Dashed dreams: Profiles of the Vietnamese missing in Britain
28 October, 2019
Le Van Ha tried his hand as a police officer, a rice farmer and then an interior designer before paying smugglers for passage from Vietnam to Europe, a move that may have cost him his life - and his young sons their father.
His family fear Ha is among 39 bodies found in a truck in Britain on Wednesday (Oct 27), a tragedy that has exposed the extreme risks migrants undertake in the quest for better lives overseas.
Fragments of the lives of the suspected victims are emerging from central Vietnam, long a source of illegal migration to Europe - pictures, hopes of new lives ahead relayed over Facebook or heart-tearing final messages.
They include a selfie-snapping teenager who loved bubble tea and noodle soup; a former army recruit who was travelling with a cousin; and a tattooed 20-year-old who may have sought work in a UK nail bar.
They also include Ha, the 30-year-old father of two young sons who went overseas to earn money to pay off a mountain of debt and support his family back in his remote village in Nghe An province.
He wrote to his family before apparently boarding the ill-fated truck, discovered stuffed with bodies in an industrial park in Essex, east of London.
"I'm about to board a car to Britain. I will contact the family when I arrive in England, Dad," he wrote to his father on Facebook messenger.
That was six days ago, and his father has heard nothing since.
"For sure he was in that lorry. I just want my son's (body) back home," Le Minh Tuan told AFP from the family home in Yen Hoi village.
Crippled by grief, Tuan clutches Ha's son and weeps, the confused child's eyes wet with tears too.
Ha's wife, who stayed behind in Yen Hoi, now fears she is a widow and her children are fatherless.
Ha took off in June, flying to Ho Chi Minh City then Malaysia en route to Turkey. From there he went to Greece then France, where he may have snuck onto the truck to Britain.
Buried by debt back home - he paid smugglers US$30,000 to get him to Europe, and another US$8,500 loan to build the family house - Ha hoped to land a decent salary in the UK.

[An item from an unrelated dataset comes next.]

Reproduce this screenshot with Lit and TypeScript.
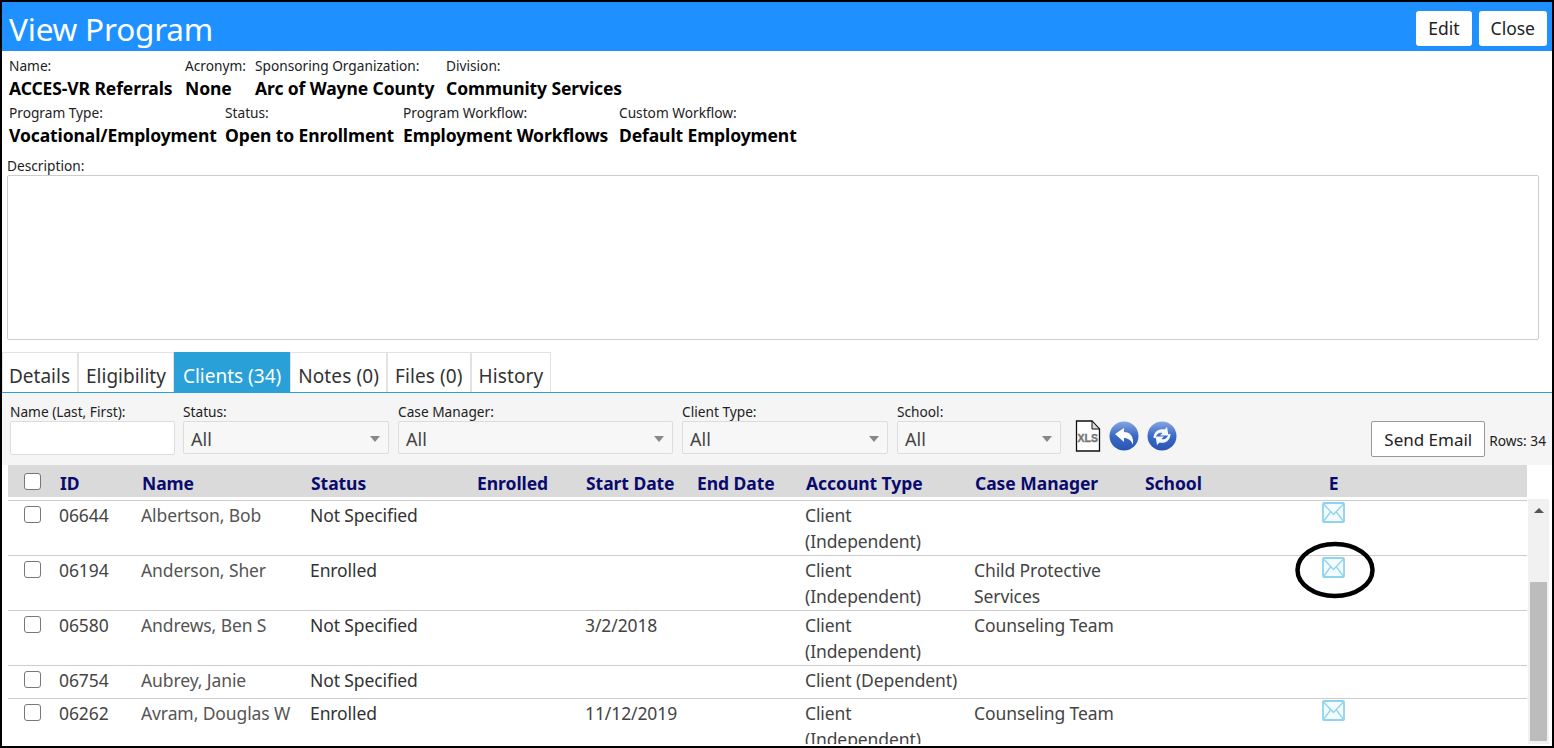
import { LitElement, html, css, svg } from "lit";
import { customElement, state } from "lit/decorators.js";

type ClientRow = {
  id: string;
  name: string;
  status: string;
  start: string;
  account: string[];
  manager: string[];
  email: boolean;
};

const envelope = svg`
  <svg class="mail" width="23" height="21" viewBox="0 0 23 21" fill="none">
    <rect x="1" y="1" width="21" height="19" rx="1" stroke="#8fd3ee" stroke-width="1.8" fill="#f4fbfe"/>
    <path d="M1.500 2l10 10.500L21.500 2M1.500 19.500l7-9.500M21.500 19.500l-7-9.500" stroke="#8fd3ee" stroke-width="1.300"/>
  </svg>
`;

@customElement("app-root")
export class AppRoot extends LitElement {
  @state()
  rows: ClientRow[] = [
    { id: "06644", name: "Albertson, Bob", status: "Not Specified", start: "", account: ["Client", "(Independent)"], manager: [], email: true },
    { id: "06194", name: "Anderson, Sher", status: "Enrolled", start: "", account: ["Client", "(Independent)"], manager: ["Child Protective", "Services"], email: true },
    { id: "06580", name: "Andrews, Ben S", status: "Not Specified", start: "3/2/2018", account: ["Client", "(Independent)"], manager: ["Counseling Team"], email: false },
    { id: "06754", name: "Aubrey, Janie", status: "Not Specified", start: "", account: ["Client (Dependent)"], manager: [], email: false },
    { id: "06262", name: "Avram, Douglas W", status: "Enrolled", start: "11/12/2019", account: ["Client", "(Independent)"], manager: ["Counseling Team"], email: true },
  ];

  tabs = ["Details", "Eligibility", "Clients (34)", "Notes (0)", "Files (0)", "History"];

  static styles = css`
    :host {
      display: block;
      position: relative;
      box-sizing: border-box;
      height: 748px;
      overflow: hidden;
      border: 2px solid #000;
      background: #fff;
      font-family: "Noto Sans", "Open Sans", sans-serif;
      color: #111;
    }

    .title-bar {
      display: flex;
      justify-content: space-between;
      align-items: center;
      height: 49px;
      padding: 0 5px 0 7px;
      background: #1e90ff;
    }

    .title-bar h1 {
      margin: 0;
      padding-top: 3px;
      font-size: 31.5px;
      font-weight: 400;
      color: #fff;
      letter-spacing: -0.2px;
    }

    .title-actions {
      display: flex;
      gap: 7px;
      margin-top: 3px;
    }

    .btn {
      height: 35px;
      padding: 0 12px;
      border: none;
      border-radius: 3px;
      background: #fff;
      font: inherit;
      font-size: 17.5px;
      color: #222;
    }

    .info {
      padding: 5px 7px 0;
    }

    .info-row {
      display: grid;
      height: 46px;
      margin-bottom: 1px;
    }

    .row-a {
      grid-template-columns: 176px 70px 191px auto;
    }

    .row-b {
      grid-template-columns: 216px 178px 216px auto;
    }

    .field label {
      display: block;
      height: 21px;
      font-size: 13.7px;
      line-height: 20px;
      color: #222;
    }

    .field strong {
      display: block;
      font-size: 17.5px;
      line-height: 23px;
      font-weight: 700;
      color: #000;
      white-space: nowrap;
      letter-spacing: -0.1px;
    }

    .desc-label {
      margin: 7px 0 0 -2px;
      font-size: 13.7px;
      line-height: 19px;
      color: #222;
    }

    .desc-box {
      height: 163px;
      margin: 0 6px 0 -2px;
      border: 1px solid #ccc;
      border-radius: 2px;
    }

    .tabs {
      display: flex;
      height: 40px;
      margin-top: 12px;
      border-bottom: 1px solid #29a0d8;
    }

    .tab {
      display: flex;
      align-items: center;
      padding: 7px 7px 0;
      border: 1px solid #e2e2e2;
      border-bottom: none;
      font-size: 19px;
      color: #333;
      white-space: nowrap;
    }

    .tab:first-child {
      padding-left: 6px;
      border-left: 1px solid #e2e2e2;
    }

    .tab.active {
      padding: 7px 8px 0;
      background: #29a0d8;
      border-color: #29a0d8;
      color: #fff;
    }

    .tab.active ~ .tab {
      letter-spacing: 0.1px;
    }

    .filters {
      display: flex;
      align-items: flex-start;
      height: 72px;
      padding: 10px 0 0 8px;
      background: #f5f5f5;
      box-sizing: border-box;
    }

    .filter {
      margin-right: 8px;
    }

    .filter label {
      display: block;
      height: 18px;
      font-size: 13.7px;
      line-height: 18px;
      color: #222;
    }

    .w-name { width: 165px; }
    .w-status { width: 207px; }
    .w-manager { width: 276px; }
    .w-type { width: 207px; }
    .w-school { width: 165px; }

    .input,
    .select {
      box-sizing: border-box;
      height: 34px;
      border: 1px solid #ddd;
      border-radius: 2px;
      background: #fff;
    }

    .select {
      display: flex;
      justify-content: space-between;
      align-items: center;
      padding: 2px 8px 0 7px;
      height: 33px;
      margin-right: 1px;
      background: #f7f7f7;
      font-size: 18px;
      color: #444;
    }

    .caret {
      width: 0;
      height: 0;
      border: 5.500px solid transparent;
      border-top: 6px solid #888;
      border-bottom: none;
    }

    .tools {
      display: flex;
      align-items: center;
      gap: 8px;
      margin: 17px 0 0 5px;
    }

    .send-wrap {
      display: flex;
      align-items: flex-end;
      margin-left: auto;
      margin-top: 18px;
    }

    .send {
      box-sizing: border-box;
      height: 36px;
      padding: 0 12px;
      border: 1px solid #999;
      border-radius: 2px;
      background: #fff;
      font: inherit;
      font-size: 17px;
      color: #222;
    }

    .rows-count {
      margin: 0 6px 7px 4px;
      font-size: 13.7px;
      color: #222;
    }

    .grid-head,
    .grid-row {
      display: grid;
      grid-template-columns: 51px 82px 169px 166px 109px 111px 109px 169px 170px 140px 98px;
    }

    .table {
      margin-left: 6px;
      position: relative;
    }

    .grid-head {
      box-sizing: border-box;
      width: 1519px;
      height: 32px;
      padding-top: 3px;
      align-items: center;
      background: #dadada;
      font-size: 17.5px;
      font-weight: 700;
      color: #0a0a6e;
      letter-spacing: -0.05px;
    }

    .grid-head span {
      padding-left: 1px;
    }

    .grid-head .box {
      padding-left: 0;
    }

    .grid-head .center,
    .grid-row .center {
      text-align: center;
    }

    .check {
      box-sizing: border-box;
      display: block;
      width: 17px;
      height: 17px;
      margin-left: 16px;
      border: 1px solid #777;
      border-radius: 3px;
      background: #fff;
    }

    .grid-head .check {
      margin-top: -3px;
    }

    .body {
      display: flex;
      height: 247px;
      overflow: hidden;
    }

    .rows {
      width: 1519px;
      padding-top: 3px;
    }

    .grid-row {
      border-top: 1px solid #ccc;
      padding: 1px 0 0;
      font-size: 17.5px;
      line-height: 26px;
      color: #444;
      box-sizing: border-box;
      height: 55px;
      letter-spacing: -0.1px;
    }

    .grid-row.short {
      height: 33px;
    }

    .grid-row .check {
      margin-top: 4px;
    }

    .grid-row .mail {
      display: block;
      margin: 0 auto;
    }

    .grid-row .person {
      color: #555;
    }

    .grid-row .status {
      color: #333;
    }

    .scrollbar {
      flex: none;
      width: 21px;
      margin: 2px 0 0 1px;
      background: #f1f1f1;
      overflow: hidden;
    }

    .scroll-up {
      width: 0;
      height: 0;
      margin: 9px auto 0;
      border: 5px solid transparent;
      border-bottom: 5px solid #555;
      border-top: none;
    }

    .scroll-thumb {
      width: 17px;
      height: 159px;
      margin: 69px auto 0;
      background: #bcbcbc;
    }

    .annotation {
      position: absolute;
      left: 1292px;
      top: 539px;
      pointer-events: none;
    }
  `;

  renderXls() {
    return html`
      <svg width="26" height="32" viewBox="0 0 26 32">
        <path d="M1.500 1H17l7.500 8v22H1.500z" fill="#fff" stroke="#111" stroke-width="1.300"/>
        <path d="M17 1v8h7.500z" fill="#ddd" stroke="#111" stroke-width="1"/>
        <text x="2.500" y="22" font-family="Liberation Sans, sans-serif" font-size="10.500" font-weight="700" fill="#777" stroke="#777" stroke-width="0.400">XLS</text>
      </svg>
    `;
  }

  renderRound(kind: "back" | "refresh") {
    const arrows =
      kind === "back"
        ? svg`<path d="M6 13l9-6v4c6 0 10 4 9 13-2-5-5-7-9-7v4z" fill="#fff"/>`
        : svg`
            <path d="M6.500 17c0-6 5-10 11-8.500l2.500-2.500 1.500 8.500-8.500 0 2.500-2.500c-3.500-1-6 1-7 5z" fill="#fff" opacity="0.95"/>
            <path d="M23.500 13c0 6-5 10-11 8.500l-2.500 2.500-1.500-8.500 8.500 0-2.500 2.500c3.500 1 6-1 7-5z" fill="#fff" opacity="0.95"/>
          `;
    return html`
      <svg width="30" height="30" viewBox="0 0 30 30">
        <defs>
          <linearGradient id="orb-${kind}" x1="0" y1="0" x2="0" y2="1">
            <stop offset="0" stop-color="#86a6e2"/>
            <stop offset="0.500" stop-color="#3b69c6"/>
            <stop offset="1" stop-color="#2a56b2"/>
          </linearGradient>
        </defs>
        <circle cx="15" cy="15" r="14.500" fill="url(#orb-${kind})"/>
        ${arrows}
      </svg>
    `;
  }

  renderFilter(label: string, width: string) {
    return html`
      <div class="filter ${width}">
        <label>${label}</label>
        <div class="select">All<span class="caret"></span></div>
      </div>
    `;
  }

  render() {
    return html`
      <div class="title-bar">
        <h1>View Program</h1>
        <div class="title-actions">
          <button class="btn">Edit</button>
          <button class="btn">Close</button>
        </div>
      </div>

      <div class="info">
        <div class="info-row row-a">
          <div class="field"><label>Name:</label><strong>ACCES-VR Referrals</strong></div>
          <div class="field"><label>Acronym:</label><strong>None</strong></div>
          <div class="field"><label>Sponsoring Organization:</label><strong>Arc of Wayne County</strong></div>
          <div class="field"><label>Division:</label><strong>Community Services</strong></div>
        </div>
        <div class="info-row row-b">
          <div class="field"><label>Program Type:</label><strong>Vocational/Employment</strong></div>
          <div class="field"><label>Status:</label><strong>Open to Enrollment</strong></div>
          <div class="field"><label>Program Workflow:</label><strong>Employment Workflows</strong></div>
          <div class="field"><label>Custom Workflow:</label><strong>Default Employment</strong></div>
        </div>
        <div class="desc-label">Description:</div>
        <div class="desc-box"></div>
      </div>

      <div class="tabs">
        ${this.tabs.map(
          (tab) => html`<div class="tab ${tab.startsWith("Clients") ? "active" : ""}">${tab}</div>`
        )}
      </div>

      <div class="filters">
        <div class="filter w-name">
          <label>Name (Last, First):</label>
          <div class="input"></div>
        </div>
        ${this.renderFilter("Status:", "w-status")}
        ${this.renderFilter("Case Manager:", "w-manager")}
        ${this.renderFilter("Client Type:", "w-type")}
        ${this.renderFilter("School:", "w-school")}
        <div class="tools">
          ${this.renderXls()} ${this.renderRound("back")} ${this.renderRound("refresh")}
        </div>
        <div class="send-wrap">
          <button class="send">Send Email</button>
          <span class="rows-count">Rows: 34</span>
        </div>
      </div>

      <div class="table">
        <div class="grid-head">
          <span class="box"><i class="check"></i></span>
          <span>ID</span>
          <span>Name</span>
          <span>Status</span>
          <span>Enrolled</span>
          <span>Start Date</span>
          <span>End Date</span>
          <span>Account Type</span>
          <span>Case Manager</span>
          <span>School</span>
          <span class="center">E</span>
        </div>
        <div class="body">
          <div class="rows">
            ${this.rows.map(
              (row) => html`
                <div class="grid-row ${row.account.length === 1 && row.manager.length === 0 ? "short" : ""}">
                  <span><i class="check"></i></span>
                  <span>${row.id}</span>
                  <span class="person">${row.name}</span>
                  <span class="status">${row.status}</span>
                  <span></span>
                  <span>${row.start}</span>
                  <span></span>
                  <span>${row.account.map((line) => html`<div>${line}</div>`)}</span>
                  <span>${row.manager.map((line) => html`<div>${line}</div>`)}</span>
                  <span></span>
                  <span class="center">${row.email ? envelope : ""}</span>
                </div>
              `
            )}
          </div>
          <div class="scrollbar">
            <div class="scroll-up"></div>
            <div class="scroll-thumb"></div>
          </div>
        </div>
      </div>

      <svg class="annotation" width="84" height="62" viewBox="0 0 84 62">
        <ellipse cx="41" cy="29" rx="37.500" ry="26" fill="none" stroke="#000" stroke-width="4.500"/>
      </svg>
    `;
  }
}

declare global {
  interface HTMLElementTagNameMap {
    "app-root": AppRoot;
  }
}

"He wanted to go to pay the debts ... and send money back to his kids so they would have a better life," said his father, clinging to his grandson and weeping.
'BRIGHT SMILE'
Illegal migration abroad was not Ha's first choice. He trained as a police officer for three years before flunking the final exam, then worked as a rice farmer and an interior designer.
But nothing seemed to stick, propelling his dangerous journey to Britain.
Nghe An is one of a handful of rural provinces in central Vietnam that most of the country's illegal migrants come from.
They are mostly young, eager to escape mundane village life for promises of wealth working overseas.
That might have been what drove Bui Thi Nhung to Europe, where she frequently published photos from on her active Facebook feed.
But two days before the truck tragedy, her feed went silent, and now her family fears the worst.
"Step outside with a bright smile," she wrote in one of her final posts with a selfie of the fair-skinned 19-year-old.
An avid Facebooker, in recent weeks she posted photos of herself posing in France, along with praise for her mother's home cooking and pictures of bubble tea and a bowl of Vietnamese noodle soup, pho, in Germany.
Now her portrait sits atop a makeshift altar adorned with fruit offering and flowers that her family set up, praying they might one day see her again.
Elsewhere in the area, families recount shreds of other lives they fear might have been cut short.
Nguyen Dinh Tu's relatives talk about his time as an army recruit before he moved abroad a year ago. He was with a cousin who at the last minute did not get on the truck, which may have saved his life, Tu's family said.
In neighbouring Ha Tinh province, Nguyen Dinh Luong's sibling has been looking for the 20-year-old in an agonising appeal for information.